At the same time our technology stack has evolved and become more complicated. This has made it hard for developers, IT professionals and managers to keep up. Some of this we put on ourselves constantly trying to invent fast food frameworks with promises of silver bullets. Unfortunately they have the reverse affect as developers scramble each year to learn the fast food framework du jour. This waste important developer time and money and create fat, slow software no one likes using. Sadly this process is repeated every twelve months.
This year React is the hot newness. Last year Angular was the rage the year before jQuery still had legs. Meanwhile Ember and Backbone are still around. These are just some of the front-end fast food frameworks I deal with everyday. The back-end is just as polluted. ASP.NET WebForms, MVC and now vNext. Then there is nodejs, PHP, Ruby, Python, F#, Java (different flavors there) and many other platforms, languages and frameworks. It is almost and endless list of options.
What never seems to change? Our desire to geek things up. We are always reaching for the next cool thing. We have to of course. How else are we going to see the reality of Minority Report or some other futuristic science fiction movie or novel?
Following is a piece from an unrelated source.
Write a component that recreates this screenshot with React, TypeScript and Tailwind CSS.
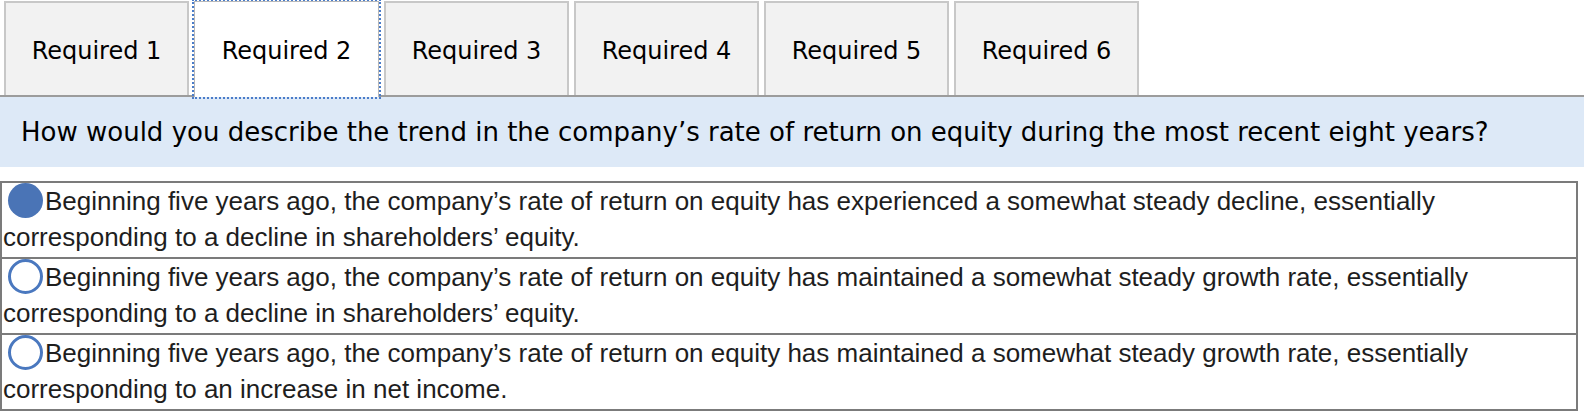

Enterprises spend billions each year creating software, tailored to their specific needs. Often the processes are not efficient and do not bring out the best in the engineers. We need to have a little more courage and take chances. At the same time we need to simplify our processes and not rely on large, one size fits all frameworks and get more intimate with out platforms and languages. At the same time we need to develop like a lean startup and adopt a true agile process.